"The Great American Trailer Park Musical" is what you'd get if you cast "The Simple Life" with guests from Jerry Springer.
"The Great American Trailer Park Musical" is what you'd get if you cast "The Simple Life" with guests from Jerry Springer. There's a trailer park called Armadillo Acres, there are Pringles with spray cheese and Pabst Blue Ribbon, and there's a love triangle with a sex-starved toll booth worker, a pole dancer with a past and a magic marker-huffing ex-boyfriend.
"The Great American Trailer Park Musical" is about as far as you can get from the kind of heady play for which Ashland's Oregon Stage Works is best known. It's as aimless as a bug zapper and as sweet as imitation maple syrup.
With a book by Betsy Kelso and music and lyrics by David Nehls, the entertaining if inconsequential musical opened Thursday night to a full house at OSW, directed by longtime actor/director Peter Alzado in his first-ever go at directing musical comedy. Choreography is by Wendy Spurgeon. TGATPM is politically incorrect, untinged by any redeeming significance and just plain funny.
Betty (Tamara Marston), the big-haired landlady, introduces us to Armadillo Acres in Sparke, Fla., and fellow trailer trash Lin (Mia Chiaromonte), which is short for Linoleum, because she was born on the kitchen floor, and Pickles (Heather Harlan), who is suffering from her umpteenth hysterical pregnancy. "The Girls," as they are called, soon team up with Jeannie (Jennifer Millier-Brian), an agoraphobic housewife who hasn't left her trailer since 1983, her horny, toll-taking husband, Norbert (Joe Caron), and Pippi (Spurgeon), a stripper on the run.
The first number, "This Side of the Tracks," introduces us to the characters and the mobile home milieux brightly represented by Doug Ham's trash-chic set.
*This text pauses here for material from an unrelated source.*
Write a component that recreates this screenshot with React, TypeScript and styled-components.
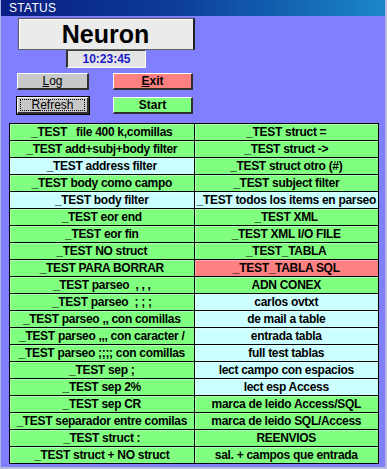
import React from "react";
import styled, { createGlobalStyle } from "styled-components";

const GlobalStyle = createGlobalStyle`
  html, body {
    margin: 0;
    padding: 0;
    background: #8080ff;
  }
  * { box-sizing: border-box; }
`;

const Window = styled.div`
  width: 387px;
  height: 469px;
  display: flex;
  flex-direction: column;
  background: #8080ff;
  border-left: 1px solid #a8b4e8;
  border-right: 2px solid #b8bcd8;
  border-bottom: 2px solid #b8bcd8;
  font-family: "Liberation Sans", Arial, sans-serif;
  overflow: hidden;
`;

const TitleBar = styled.div`
  height: 16px;
  flex: none;
  display: flex;
  align-items: center;
  padding-left: 8px;
  background: linear-gradient(90deg, #0a1e84 0%, #0c3c98 45%, #1a86c8 100%);
  color: #ffffff;
  font-size: 12px;
  letter-spacing: 0.3px;
`;

const Header = styled.div`
  padding: 2px 0 0 16px;
  width: 194px;
  display: flex;
  flex-direction: column;
  align-items: center;
`;

const NameBox = styled.div`
  width: 177px;
  height: 32px;
  display: flex;
  align-items: center;
  justify-content: center;
  background: #ebebeb;
  border-top: 1px solid #5a5a5a;
  border-left: 1px solid #5a5a5a;
  border-right: 2px solid #202020;
  border-bottom: 1px solid #606060;
  box-shadow: inset 1px 1px 0 #ffffff;
  font-size: 25px;
  font-weight: bold;
  color: #000000;
`;

const Clock = styled.div`
  width: 80px;
  height: 18px;
  display: flex;
  align-items: center;
  justify-content: center;
  background: #e4e4e4;
  border-top: 1px solid #404040;
  border-left: 2px solid #303030;
  border-right: 1px solid #ffffff;
  border-bottom: 1px solid #ffffff;
  font-size: 12px;
  font-weight: bold;
  color: #1a1acc;
`;

const ButtonGrid = styled.div`
  display: grid;
  grid-template-columns: 72px 80px;
  column-gap: 24px;
  row-gap: 7px;
  padding: 5px 0 0 16px;
`;

const Btn = styled.div<{ $bg: string; $bold?: boolean; $focus?: boolean }>`
  height: 17px;
  position: relative;
  display: flex;
  align-items: center;
  justify-content: center;
  background: ${(p) => p.$bg};
  border-top: 1px solid #ffffff;
  border-left: 1px solid #ffffff;
  border-right: 2px solid #303030;
  border-bottom: 2px solid #303030;
  outline: ${(p) => (p.$focus ? "1px solid #000000" : "none")};
  font-size: 12px;
  font-weight: ${(p) => (p.$bold ? "bold" : "normal")};
  color: #000000;
  u { text-decoration: underline; }
`;

const FocusRing = styled.span`
  position: absolute;
  inset: 1px 2px 1px 2px;
  border: 1px dotted #000000;
`;

const List = styled.div`
  margin: 9px 0 0 8px;
  width: 370px;
  display: grid;
  grid-template-columns: 1fr 1fr;
  grid-auto-flow: column;
  grid-template-rows: repeat(20, 16px);
  gap: 1px;
  padding: 1px;
  background: #000000;
`;

const Item = styled.div<{ $bg: string }>`
  display: flex;
  align-items: center;
  justify-content: center;
  background: ${(p) => p.$bg};
  white-space: pre;
  overflow: hidden;
  font-size: 12px;
  letter-spacing: -0.3px;
  font-weight: bold;
  color: #000000;
  box-shadow: inset 1px 1px 0 rgba(255, 255, 255, 0.35);
`;

const G = "#80ff80";
const C = "#ccffff";
const R = "#ff8080";

const left: [string, string][] = [
  ["_TEST   file 400 k,comillas", G],
  ["_TEST add+subj+body filter", G],
  ["_TEST address filter", C],
  ["_TEST body como campo", G],
  ["_TEST body filter", C],
  ["_TEST eor end", G],
  ["_TEST eor fin", G],
  ["_TEST NO struct", G],
  ["_TEST PARA BORRAR", G],
  ["_TEST parseo  , , ,", G],
  ["_TEST parseo  ; ; ;", G],
  ["_TEST parseo ,, con comillas", G],
  ["_TEST parseo ,,, con caracter /", G],
  ["_TEST parseo ;;;; con comillas", G],
  ["_TEST sep ;", G],
  ["_TEST sep 2%", G],
  ["_TEST sep CR", G],
  ["_TEST separador entre comilas", G],
  ["_TEST struct :", G],
  ["_TEST struct + NO struct", G],
];

const right: [string, string][] = [
  ["_TEST struct =", G],
  ["_TEST struct ->", G],
  ["_TEST struct otro (#)", G],
  ["_TEST subject filter", G],
  ["_TEST todos los items en parseo", C],
  ["_TEST XML", G],
  ["_TEST XML I/O FILE", G],
  ["_TEST_TABLA", G],
  ["_TEST_TABLA SQL", R],
  ["ADN CONEX", G],
  ["carlos ovtxt", C],
  ["de mail a table", C],
  ["entrada tabla", C],
  ["full test tablas", C],
  ["lect campo con espacios", C],
  ["lect esp Access", C],
  ["marca de leido Access/SQL", G],
  ["marca de leido SQL/Access", G],
  ["REENVIOS", G],
  ["sal. + campos que entrada", G],
];

export default function App() {
  return (
    <>
      <GlobalStyle />
      <Window>
        <TitleBar>STATUS</TitleBar>
        <Header>
          <NameBox>Neuron</NameBox>
          <Clock>10:23:45</Clock>
        </Header>
        <ButtonGrid>
          <Btn $bg="#c8c8c8">
            <span><u>L</u>og</span>
          </Btn>
          <Btn $bg="#ff8080" $bold>
            <span><u>E</u>xit</span>
          </Btn>
          <Btn $bg="#c8c8c8" $focus>
            <FocusRing />
            <span><u>R</u>efresh</span>
          </Btn>
          <Btn $bg="#80ff80" $bold>
            <span>Start</span>
          </Btn>
        </ButtonGrid>
        <List>
          {[...left, ...right].map(([label, bg], i) => (
            <Item key={i} $bg={bg}>
              {label}
            </Item>
          ))}
        </List>
      </Window>
    </>
  );
}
You could think of The Girls as a sort of Greek chorus, commenting on the action in songs and hilarious, low-life repartee as the love-triangle story unfolds. They sing, dance, shoot naughty zingers and break the fourth wall so often it's obliterated.
What story there is goes like this: Norbert wants Jeannie to come out of the trailer for the couple's 20th anniversary to do something classy, like go to the Ice Capades. But for Jeannie, who hasn't ventured out since the couple's baby was kidnapped as an infant, reality is limited to Oprah and the world of daytime TV. Enter Pippi, fleeing ex-boyfriend Duke (J.R. Storment), and cue the cheatin' songs.
"Ah'm havin' a bad decade," Pippi says.
She picks up on Norbert as fast as Britney Spears checking in and out of rehab, creating the classic triangle of country song. Truth to tell, she's not getting any younger, and she's tired.
"Strippin's like an all-you-can-eat waffle bar," she says. "You have to know when to walk away."
Will Norbert fall for Pippi? Will Jeannie take him back? What will become of The Girls' hair when they swap redneck jeans and shorts for polyester for a cheesy, '70s disco number? Should Storment have a mullet? And is that pregnancy really hysterical?
TGATPM is mostly about the music, but it's also filled with lines like "I feel a dream sequence comin' on," "Sniffin' is a gateway to huffin'," and "Knick-knacks is what makes a trailer a home."
Musical highlights include "Storm's a Brewin'," the big disco number, "Flushed Down the Pipes," in which The Girls and Jeannie dance with toilet plungers, and the big finale, "Make Like a Nail" (and press on). The Girls belt out tight harmonies that sound more like The Andrew Sisters or The Chenilles than country singers, and boy howdy, can they sing.
When Duke finally enters, on Pippi's trail, in a rave-up number called "Road Kill," he has an automatic in his jeans and his drug of choice (magic markers; happiness is scoring your drugs at Costco) close at hand. There's a surprise you may see coming. But characterization is minimal, and these tissue-thin characters play to familiar stereotypes.
Entertainment based on such a treatment of working-class African-American stereotypes, say, or Hispanic stereotypes, would be pretty much unthinkable. I found myself wondering if white trailer-trash humor is OK. Best answer: It's affectionate, not mean. Still, that's what the creators of "Amos 'n' Andy" said.
Is TGATPM humor by and for people who shop at Macy's and about people who shop at Wal-Mart? I worried about this for 30 seconds or so until I got to laughing too hard.
The singing and dancing are sharp and effective, with a live band (piano, drums, guitars, bass) offstage. The show will play at OSW in Ashland through April 20, then move to the Cascade Theatre in Redding, Calif., for performances May 8, 9 and 10.